Generalizing these theorems stated can be extended to \(n\) events to \(k\) events, the resulting formula can be proved by mathematical induction.

\[ \text{If } \mathbb{P}(A_1 A_2 A_3 …A_{n−1}) > 0 \text{, then} \\ \mathbb{P}(A_1 A_2 A_3 …A_{n−1}A_n) = \mathbb{P}(A_1)P(A_2 | A_1)P(A_3 | A_1A_2)···(A_n | A_1A_2A_3 ···A_{n−1}) \] ##Law of Total Probability

\[ \mathbb{P}(A) = \mathbb{P}(A|B)\mathbb{P}(A) + \mathbb{P}(A|B^c)\mathbb{P}(B^c) \]

Generalized Law of Total Probability

\[ \text{If }\mathbb{P}(A_1 A_2 A_3 …A_{n−1}) \> 0 \text{, then} \\ \mathbb{P}(A_1 A_2 A_3 …A_{n−1}A_n) = \mathbb{P}(A_1)P(A_2 \| A_1)P(A_3 \| A_1A_2)···(A_n \| A_1A_2A_3 ···A_{n−1}) \]

4.3 Bayes’ Formula

Bayes’ Rule is a simple calculation but a big idea about beliefs. Consider that the partitioned sample space we imagine for the law of total probability.

With Bayes’ Rule we are update our belief about something given that we know some other event is true or has occurred.

We want to calculated the probability of an unknown event occurring.

examining the hypothesis given evidence is true we arrive at the expression

\[ P(H|E) = \frac{P(E|H) \cdot P(H)}{P(E)} \]

  • \(P(H|E)\) represents the probability of hypothesis \(H\) given evidence \(E\).
  • \(P(E|H)\) denotes the probability of observing evidence \(E\) given the hypothesis \(H\).
  • \(P(H)\) is the prior probability of hypothesis \(H\)
  • \(P(E)\) represents the probability of observing evidence \(E\).

In order to update our beliefs… we need to consider our prior knowledge \(P(H)\)

4.4 Monty Hall Problem, Explained:

This assumes you know the background, i.e. “rules” of the Monty Hall problem

https://en.wikipedia.org/wiki/Monty_Hall_problem

  • We begin with a 1/3 chance of choosing a door which has a the car.

  • “After the host opens a door there is a 1/2 chance of finding the car”

    • We may conclude this if we use the equally likely theorem and reducing the same space with conditional probability.

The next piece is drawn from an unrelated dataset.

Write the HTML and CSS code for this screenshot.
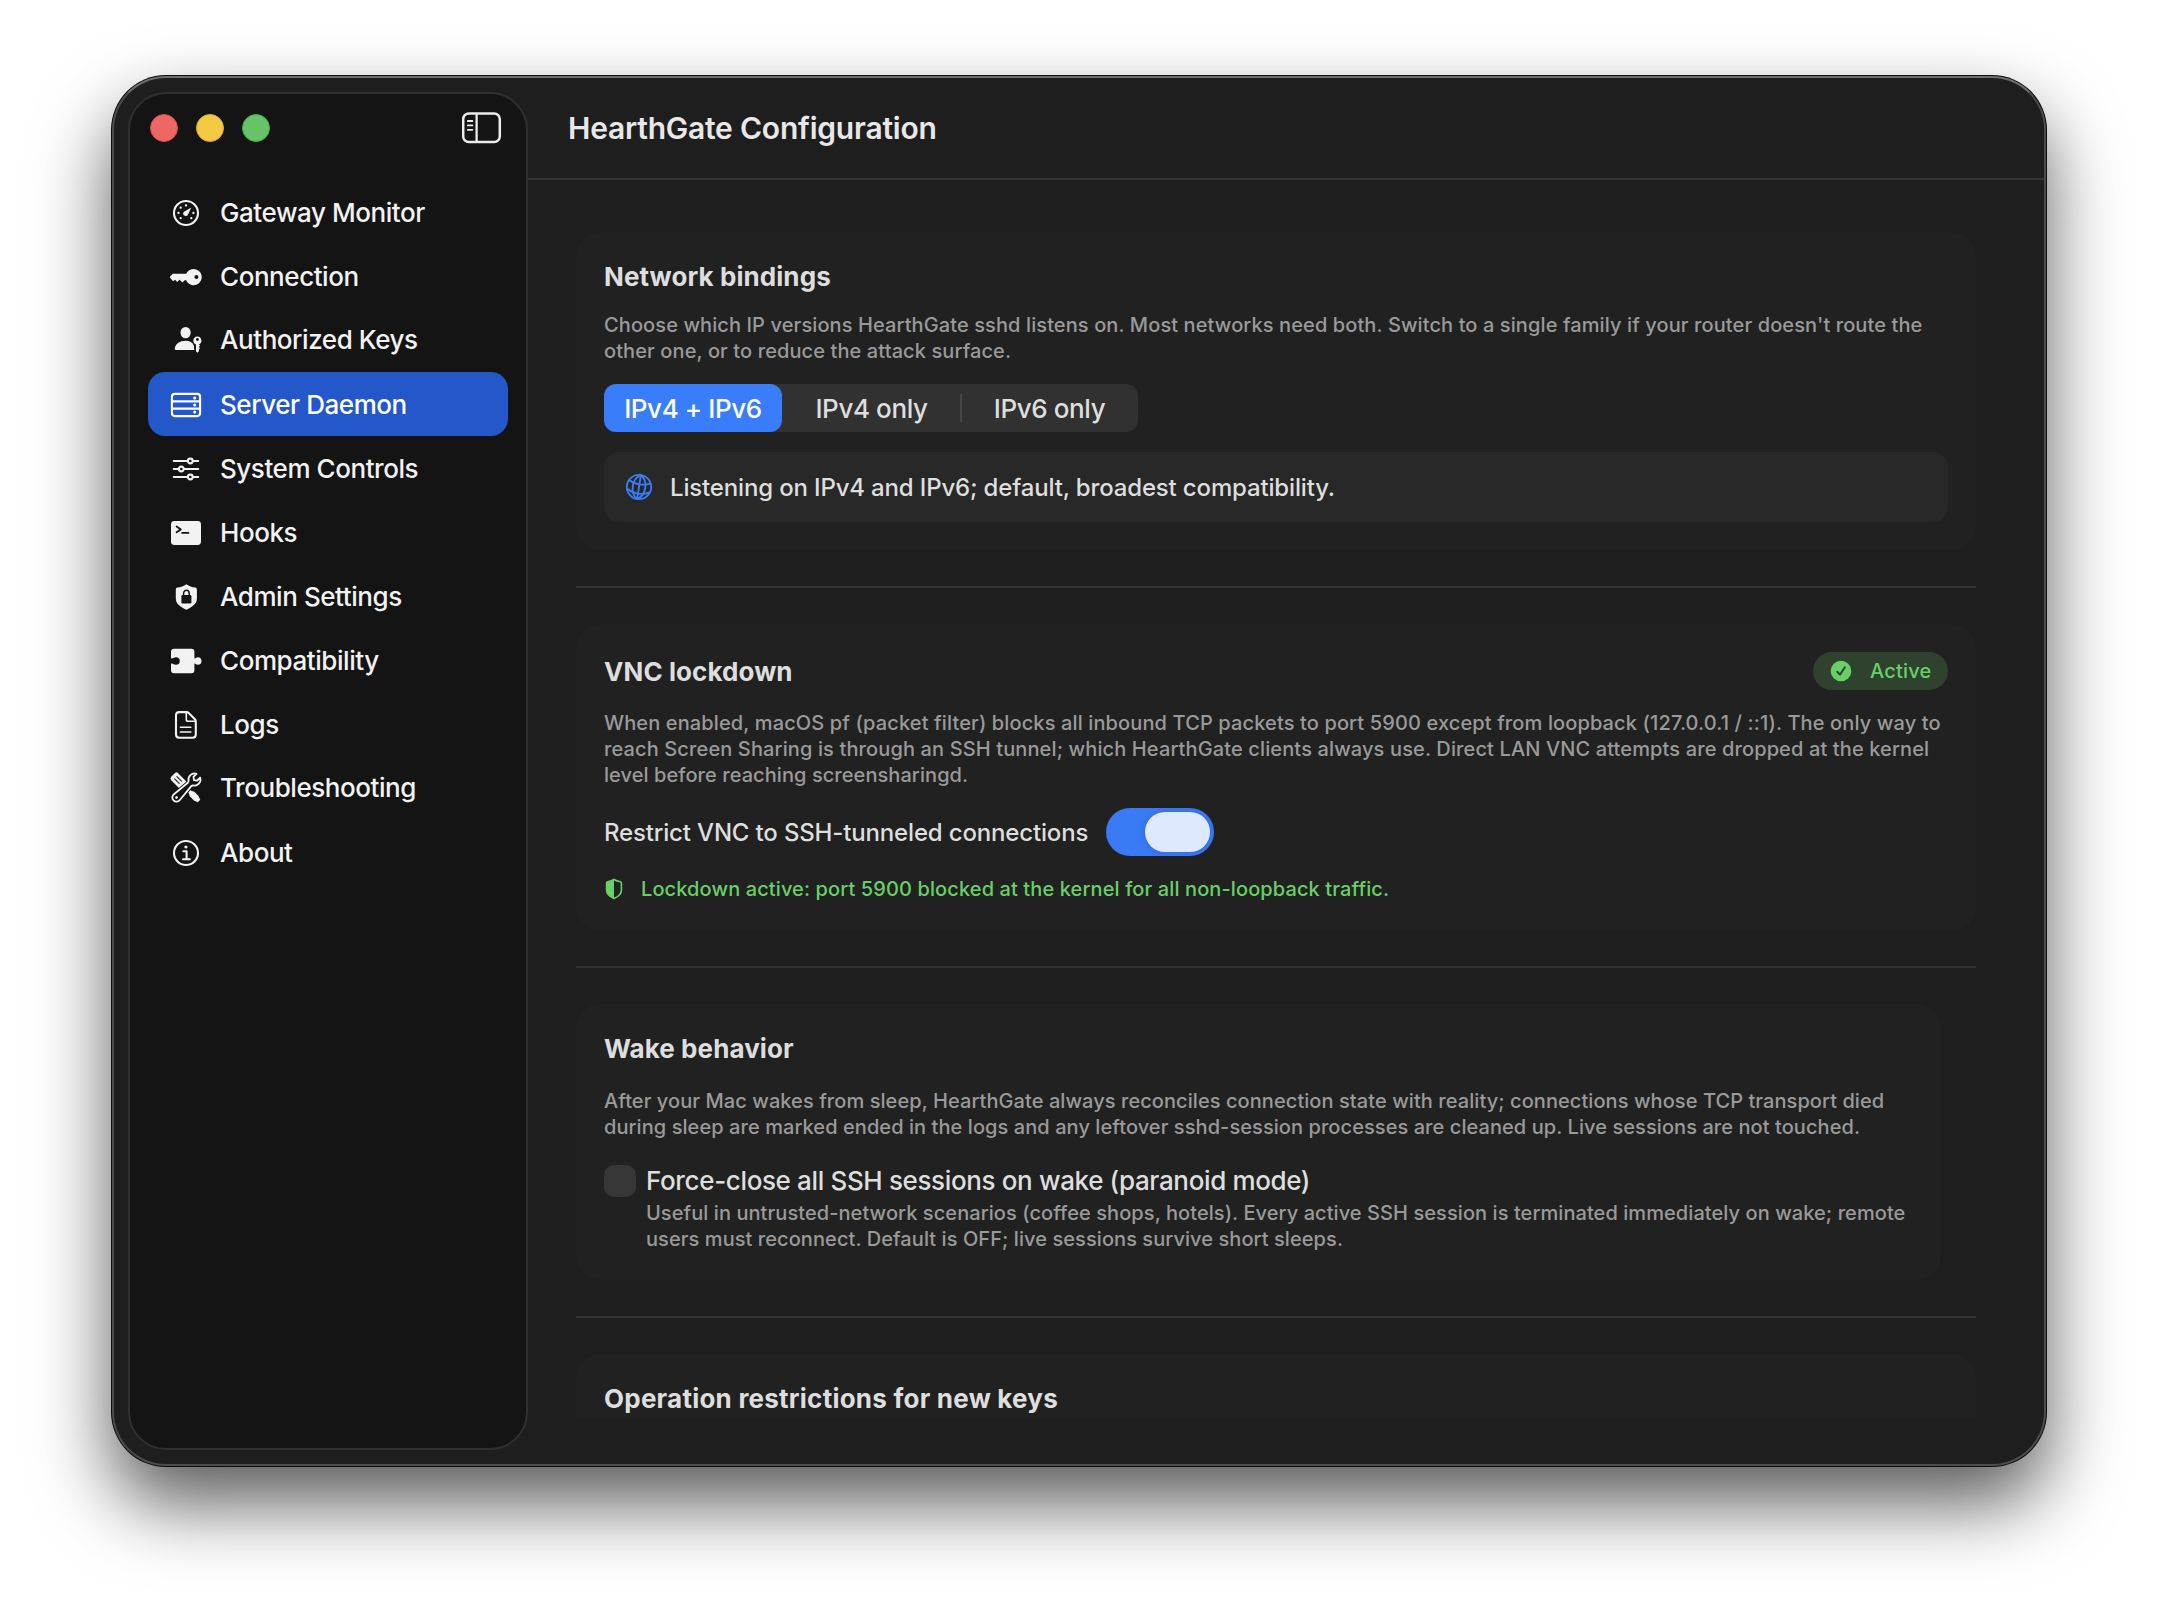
FILE: index.html
```
<!DOCTYPE html>
<html lang="en">
<head>
<meta charset="utf-8">
<title>HearthGate Configuration</title>
<link rel="stylesheet" href="styles.css">
</head>
<body>
<div class="window">
  <aside class="sidebar">
    <div class="sidebar-top">
      <div class="lights">
        <span class="light light-close"></span>
        <span class="light light-min"></span>
        <span class="light light-zoom"></span>
      </div>
      <svg class="toggle-sidebar" viewBox="0 0 40 32" fill="none" stroke="#ececec">
        <rect x="1.2" y="1.4" width="36.6" height="28.6" rx="5.6" stroke-width="2.5"/>
        <path d="M14.6 2v28" stroke-width="2.3"/>
        <path d="M5.8 9h4.6M5.8 13.4h4.6M5.8 17.8h4.6" stroke-width="1.8" stroke-linecap="round"/>
      </svg>
    </div>
    <nav class="nav">
      <a class="nav-item">
        <svg class="nav-icon" viewBox="-18 -18 36 36">
          <circle r="12" class="line"/>
          <g class="solid"><circle cy="-7.6" r="1.15"/><circle cx="-5.3" cy="-5.3" r="1.15"/><circle cx="-7.5" r="1.15"/><circle cx="-5.3" cy="5.2" r="1.15"/><circle cx="5.3" cy="5.2" r="1.15"/><circle cx="7.4" r="1.15"/>
          <path d="M5.3-5.4L1.9 1.7A2.5 2.5 0 1 1-1.6-1.6Z"/></g>
        </svg>
        <span>Gateway Monitor</span>
      </a>
      <a class="nav-item">
        <svg class="nav-icon" viewBox="-18 -18 36 36">
          <path class="solid" fill-rule="evenodd" d="M-13.2-3.2H.2A8.1 8.1 0 1 1 .2 3.3L-1.3 3.2-3.6 5.4-6.4 2.7-8.9 5-10.9 2.8-12.9 4.2-15.8.9Q-16.4 0-15.7-.8ZM10.4-2A2 2 0 1 0 10.4 2 2 2 0 1 0 10.4-2Z"/>
        </svg>
        <span>Connection</span>
      </a>
      <a class="nav-item nav-item-up">
        <svg class="nav-icon" viewBox="-18 -18 36 36">
          <ellipse class="solid" cx="-.4" cy="-7.4" rx="5.1" ry="5.7"/>
          <path class="solid" d="M-.5.7C4 .7 6.6 2.7 7.8 5.4L8.3 9.9H-10Q-11.6 9.9-11.2 8C-10.2 3.7-6.2.7-.5.7Z"/>
          <path class="solid" fill-rule="evenodd" stroke="#141414" stroke-width="1.4" paint-order="stroke" d="M11.3-3.6A4.2 4.2 0 0 1 13 4.4L14 5.6 12.9 7 13.9 8.3 12.9 9.6V11.2L11.5 12.8 10 11.4V4.5A4.2 4.2 0 0 1 11.3-3.6ZM11.4-1.9A1.4 1.4 0 1 0 11.4.9 1.4 1.4 0 1 0 11.4-1.9Z"/>
        </svg>
        <span>Authorized Keys</span>
      </a>
      <a class="nav-item nav-item-active">
        <svg class="nav-icon" viewBox="-18 -18 36 36">
          <rect class="line" x="-14.1" y="-11.1" width="28.2" height="22.2" rx="3"/>
          <path class="line" d="M-14-3.6H14M-14 3.6H14"/>
          <g class="solid"><circle cx="8.7" cy="-7.1" r="1.5"/><circle cx="8.7" r="1.5"/><circle cx="8.7" cy="7.1" r="1.5"/></g>
        </svg>
        <span>Server Daemon</span>
      </a>
      <a class="nav-item">
        <svg class="nav-icon" viewBox="-18 -18 36 36">
          <path class="line" stroke-linecap="round" d="M-12.2-8H1.6M7-8h5.2M-12.2 0H-7.4M-2 0H12.2M-12.2 8H1.6M7 8h5.2"/>
          <g class="line"><circle cx="4.3" cy="-8" r="2.4"/><circle cx="-4.7" r="2.4"/><circle cx="4.3" cy="8" r="2.4"/></g>
        </svg>
        <span>System Controls</span>
      </a>
      <a class="nav-item">
        <svg class="nav-icon" viewBox="-18 -18 36 36">
          <rect class="solid" x="-15" y="-12" width="30" height="24" rx="3.4"/>
          <path d="M-9.4-6.5-5.2-3.6-9.4-.8M-3.8-.1H2.4" fill="none" stroke="#141414" stroke-width="1.8" stroke-linecap="round" stroke-linejoin="round"/>
        </svg>
        <span>Hooks</span>
      </a>
      <a class="nav-item">
        <svg class="nav-icon" viewBox="-18 -18 36 36">
          <path class="solid" d="M.4-12.7C3-10.8 6.2-9.7 9.2-9.4Q10.9-9.2 10.9-7.6V1.6C10.9 7 6.4 10 .4 12.8-5.6 10-10.2 7-10.2 1.6V-7.6Q-10.2-9.2-8.5-9.4C-5.4-9.7-2.2-10.8.4-12.7Z"/>
          <rect x="-4.6" y="-2" width="10" height="8.6" rx="1.3" fill="#141414"/>
          <path d="M-2.4-1.5V-3.6A2.8 3.1 0 0 1 3.2-3.6V-1.5" fill="none" stroke="#141414" stroke-width="1.5"/>
        </svg>
        <span>Admin Settings</span>
      </a>
      <a class="nav-item">
        <svg class="nav-icon" viewBox="-18 -18 36 36">
          <path class="solid" d="M-12-12.3H5.4Q8.4-12.3 8.4-9.3V-2.6C9.4-2.2 9.8-3.8 11.9-3.8A3.6 3.8 0 0 1 11.9 3.8C9.8 3.8 9.4 2.2 8.4 2.6V9.3Q8.4 12.3 5.4 12.3H-12Q-15 12.3-15 9.3V2.7C-12.8 1.9-12.8 3.8-10 3.8A3.8 3.8 0 0 0-10-3.8C-12.8-3.8-12.8-1.9-15-2.7V-9.3Q-15-12.3-12-12.3Z"/>
        </svg>
        <span>Compatibility</span>
      </a>
      <a class="nav-item">
        <svg class="nav-icon" viewBox="-18 -18 36 36">
          <path class="line" stroke-linejoin="round" d="M-6.8-12.9H.6Q1.8-12.9 2.7-12L8.9-5.7Q9.8-4.8 9.8-3.5V9.6Q9.8 12.8 6.6 12.8H-6.8Q-10 12.8-10 9.6V-9.7Q-10-12.9-6.8-12.9Z"/>
          <path class="line thin" d="M.3-12.6V-5.6Q.3-3.7 2.2-3.7H9.4M-5.6 2.3H4.8M-5.6 7H4.8" stroke-linecap="round"/>
        </svg>
        <span>Logs</span>
      </a>
      <a class="nav-item nav-item-up">
        <svg class="nav-icon" viewBox="-18 -18 36 36">
          <g transform="rotate(-45)">
            <path class="solid" d="M-4.9-16Q-4.9-18.4-2.5-18.4H2.5Q4.9-18.4 4.9-16V-4H-4.9Z"/>
            <path d="M-1.6-14.5V-8M1.6-14.5V-8" stroke="#141414" stroke-width="1" stroke-linecap="round"/>
            <path class="solid" d="M-1.7-4H1.7V5.5L3.2 8.6V14.4L1.8 18.4H-1.8L-3.2 14.4V8.6L-1.7 5.5Z"/>
          </g>
          <g transform="rotate(45)">
            <path d="M-2.6-17.4V-13.2L0-11.2 2.6-13.2V-17.4A6.1 6.1 0 0 1 3-6.7L2.4-5 4.1 12.5A4.2 4.2 0 1 1-4.1 12.5L-2.4-5-3-6.7A6.1 6.1 0 0 1-2.6-17.4Z" fill="#141414" stroke="#141414" stroke-width="3.6"/>
            <path d="M-2.6-17.4V-13.2L0-11.2 2.6-13.2V-17.4A6.1 6.1 0 0 1 3-6.7L2.4-5 4.1 12.5A4.2 4.2 0 1 1-4.1 12.5L-2.4-5-3-6.7A6.1 6.1 0 0 1-2.6-17.4Z" class="line wrench" stroke-linejoin="round"/>
            <circle class="solid" cy="13.4" r="1.4"/>
          </g>
        </svg>
        <span>Troubleshooting</span>
      </a>
      <a class="nav-item">
        <svg class="nav-icon" viewBox="-18 -18 36 36">
          <circle r="12" class="line"/>
          <circle class="solid" cx="-.1" cy="-6" r="1.6"/>
          <path class="line" d="M-2.7-1.8H.6V6.2M-3 6.2H3.8" stroke-linecap="round" stroke-linejoin="round"/>
        </svg>
        <span>About</span>
      </a>
    </nav>
  </aside>

  <main class="main">
    <header class="toolbar"><h1>HearthGate Configuration</h1></header>
    <div class="content">
      <section class="card">
        <h2>Network bindings</h2>
        <p class="note">Choose which IP versions HearthGate sshd listens on. Most networks need both. Switch to a single family if your router doesn't route the<br>other one, or to reduce the attack surface.</p>
        <div class="segmented">
          <span class="segment segment-on">IPv4 + IPv6</span>
          <span class="segment">IPv4 only</span>
          <span class="segment segment-divided">IPv6 only</span>
        </div>
        <div class="info">
          <svg class="globe" viewBox="-15 -15 30 30" fill="none" stroke="#3a7dfa" stroke-width="1.8">
            <circle r="12.2"/>
            <g transform="rotate(9)">
              <path d="M0-12.2V12.2M0-12.2C-8.4-7-8.4 7 0 12.2M0-12.2C8.4-7 8.4 7 0 12.2"/>
              <path d="M-11-5.4C-5-1.8 5-1.8 11-5.4M-11.4 3.6C-5 7.6 5 7.6 11.4 3.6"/>
            </g>
          </svg>
          <span class="body-text">Listening on IPv4 and IPv6; default, broadest compatibility.</span>
        </div>
      </section>
      <hr class="rule">
      <section class="card">
        <div class="card-head">
          <h2>VNC lockdown</h2>
          <span class="badge">
            <svg class="badge-icon" viewBox="0 0 22 22"><circle cx="11" cy="11" r="10.3" fill="#68d067"/><path d="M7.2 11.7L10 14.6 14.9 7.3" fill="none" stroke="#2e422e" stroke-width="2" stroke-linecap="round" stroke-linejoin="round"/></svg>
            Active
          </span>
        </div>
        <p class="note note-wide">When enabled, macOS pf (packet filter) blocks all inbound TCP packets to port 5900 except from loopback (127.0.0.1 / ::1). The only way to<br>reach Screen Sharing is through an SSH tunnel; which HearthGate clients always use. Direct LAN VNC attempts are dropped at the kernel<br><span class="note-tight">level before reaching screensharingd.</span></p>
        <div class="switch-row">
          <span class="body-text">Restrict VNC to SSH-tunneled connections</span>
          <span class="switch"><span class="knob"></span></span>
        </div>
        <div class="status">
          <svg class="status-icon" viewBox="0 0 20 22"><path d="M10 1.5C12 2.9 14.3 3.5 16.4 3.8Q17.4 4 17.4 5V12.2C17.4 16.4 14.3 18.6 10 20.5 5.7 18.6 2.6 16.4 2.6 12.2V5Q2.6 4 3.6 3.8C5.7 3.5 8 2.9 10 1.5Z" fill="none" stroke="#68d067" stroke-width="1.6"/><path d="M10 1.5V20.5C5.7 18.6 2.6 16.4 2.6 12.2V5Q2.6 4 3.6 3.8C5.7 3.5 8 2.9 10 1.5Z" fill="#68d067"/></svg>
          <span>Lockdown active: port 5900 blocked at the kernel for all non-loopback traffic.</span>
        </div>
      </section>
      <hr class="rule">
      <section class="card card-loose">
        <h2>Wake behavior</h2>
        <p class="note note-tight">After your Mac wakes from sleep, HearthGate always reconciles connection state with reality; connections whose TCP transport died<br>during sleep are marked ended in the logs and any leftover sshd-session processes are cleaned up. Live sessions are not touched.</p>
        <div class="check-row">
          <span class="checkbox"></span>
          <div>
            <div class="check-label">Force-close all SSH sessions on wake (paranoid mode)</div>
            <p class="note note-tight">Useful in untrusted-network scenarios (coffee shops, hotels). Every active SSH session is terminated immediately on wake; remote<br>users must reconnect. Default is OFF; live sessions survive short sleeps.</p>
          </div>
        </div>
      </section>
      <hr class="rule">
      <section class="card card-cut">
        <h2 class="heading-wide">Operation restrictions for new keys</h2>
      </section>
    </div>
  </main>
</div>
</body>
</html>
```
FILE: styles.css
```
* { box-sizing: border-box; }

body {
  margin: 0;
  height: 1614px;
  padding: 76px 112px 148px;
  overflow: hidden;
  background: #fff;
  color: #dedede;
  font-family: Inter, "Liberation Sans", sans-serif;
}

h1, h2, p { margin: 0; }

.window {
  display: flex;
  height: 1390px;
  padding: 14px 0 14px 14px;
  background: #1e1e1e;
  border: 2px solid #4c4c4c;
  border-top-color: #6b6e6a;
  border-radius: 54px;
  box-shadow: 0 0 0 1px #0c0c0c, 0 37px 76px rgba(0, 0, 0, .65);
}

/* Sidebar */
.sidebar {
  width: 400px;
  flex: none;
  padding: 18px 18px;
  background: #141414;
  border: 2px solid #303030;
  border-radius: 38px;
}

.sidebar-top {
  display: flex;
  align-items: center;
  justify-content: space-between;
  height: 32px;
  padding: 0 6px 0 2px;
}

.lights { display: flex; gap: 18px; }
.light { width: 28px; height: 28px; border-radius: 50%; }
.light-close { background: #ee6765; border: 1px solid #d8484a; }
.light-min { background: #f4c944; border: 1px solid #e2ae2b; }
.light-zoom { background: #64c466; border: 1px solid #42ad45; }
.toggle-sidebar { width: 40px; height: 32px; }

.nav { padding-top: 36px; }

.nav-item {
  display: flex;
  align-items: center;
  gap: 16px;
  height: 64px;
  padding: 1px 20px 0;
  border-radius: 17px;
  color: #f2f2f2;
  font-size: 26px;
  font-weight: 450;
  letter-spacing: -.44px;
  white-space: nowrap;
}

.nav-item-up { padding: 0 20px 1px; }
.nav-item-active { background: #2457c9; color: #fff; }
.nav-icon { width: 36px; height: 36px; flex: none; }
.solid { fill: currentColor; }
.line { fill: none; stroke: currentColor; stroke-width: 2.1; }
.thin { stroke-width: 1.6; }
.wrench { stroke-width: 1.8; }

/* Main pane */
.main {
  flex: 1;
  display: flex;
  flex-direction: column;
  margin: -14px 0 32px;
}

.toolbar {
  display: flex;
  align-items: center;
  flex: none;
  height: 102px;
  padding-left: 40px;
  border-bottom: 2px solid #323232;
}

h1 {
  color: #e8e8e8;
  font-size: 30px;
  font-weight: 620;
  letter-spacing: -.22px;
}

.content {
  flex: 1;
  min-height: 0;
  overflow: hidden;
  padding: 52px 68px 0 48px;
}

.card {
  display: flex;
  flex-direction: column;
  gap: 20px;
  padding: 28px;
  background: #212121;
  border-radius: 24px;
}

.card-loose { gap: 24px; margin-right: 35px; }
.card-cut { height: 120px; }

h2 {
  height: 32px;
  padding-top: 1px;
  font-size: 26px;
  font-weight: 700;
  line-height: 32px;
  letter-spacing: .08px;
}

.heading-wide { letter-spacing: .23px; }

.rule {
  height: 2px;
  margin: 36px 0;
  border: 0;
  background: #323232;
}

.note {
  color: #9a9a9a;
  font-size: 20px;
  font-weight: 450;
  line-height: 26px;
  letter-spacing: .1px;
  white-space: nowrap;
}

.note-wide { letter-spacing: .125px; }
.note-tight { letter-spacing: .07px; }

.body-text {
  padding-top: 1px;
  font-size: 24px;
  font-weight: 450;
  line-height: 32px;
  letter-spacing: -.16px;
  white-space: nowrap;
}

.segmented {
  display: flex;
  align-self: flex-start;
  height: 48px;
  border-radius: 12px;
  background: #313131;
}

.segment {
  display: flex;
  align-items: center;
  justify-content: center;
  width: 178px;
  padding-left: 1px;
  border-radius: 12px;
  font-size: 26px;
  font-weight: 450;
  letter-spacing: -.4px;
}

.segment-on { padding-left: 0; background: #3a7dfa; color: #fff; }

.segment-divided {
  background: linear-gradient(#474747, #474747) 0 50% / 2px 28px no-repeat;
}

.info {
  display: flex;
  align-items: center;
  gap: 16px;
  height: 70px;
  padding: 0 20px;
  border-radius: 15px;
  background: #282828;
}

.globe { width: 30px; height: 30px; }

.card-head {
  display: flex;
  align-items: center;
  justify-content: space-between;
  height: 38px;
}

.badge {
  display: flex;
  align-items: center;
  gap: 18px;
  width: 135px;
  height: 38px;
  padding-left: 17px;
  border-radius: 19px;
  background: #2e422e;
  color: #68d067;
  font-size: 20px;
  font-weight: 550;
  letter-spacing: .2px;
}

.badge-icon { width: 22px; height: 22px; flex: none; }

.switch-row { display: flex; align-items: center; gap: 18px; height: 48px; }

.switch {
  display: flex;
  justify-content: flex-end;
  width: 108px;
  height: 48px;
  padding: 4px;
  border-radius: 24px;
  background: #3a7af5;
}

.knob {
  width: 65px;
  height: 40px;
  border-radius: 20px;
  background: #dfe9fd;
  box-shadow: 0 0 8px rgba(0, 0, 60, .15);
}

.status {
  display: flex;
  align-items: center;
  gap: 17px;
  height: 26px;
  color: #68d067;
  font-size: 20px;
  font-weight: 450;
  letter-spacing: .11px;
  white-space: nowrap;
}

.status-icon { width: 20px; height: 22px; }

.check-row { display: flex; gap: 10px; }

.checkbox {
  width: 32px;
  height: 32px;
  flex: none;
  margin-top: 1px;
  border-radius: 10px;
  background: #373737;
}

.check-label {
  margin-bottom: 2px;
  font-size: 26px;
  font-weight: 450;
  line-height: 34px;
  letter-spacing: -.36px;
  white-space: nowrap;
}
```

    • This conclusion falsely assumes independence; that Monty has a choice between the two doors, i.e. he is choosing between them at random. The issue is that this does not constitute the full conditioning of the evidence provided to us. We possess additional knowledge that the door selected was door two.

    • In the event that we switch doors, we can reason that between the originally picked door (e.g. door 1), the closed door is now paired with one that we know is a goat (doors 2 and 3)

      • What does this mean; it means that before conditioning we had a one third chance of door 1 having the car, the complement is 2/3 and after conditioning we know that door between door two and three one of them must have a must have the car, which has a probability of 2/3.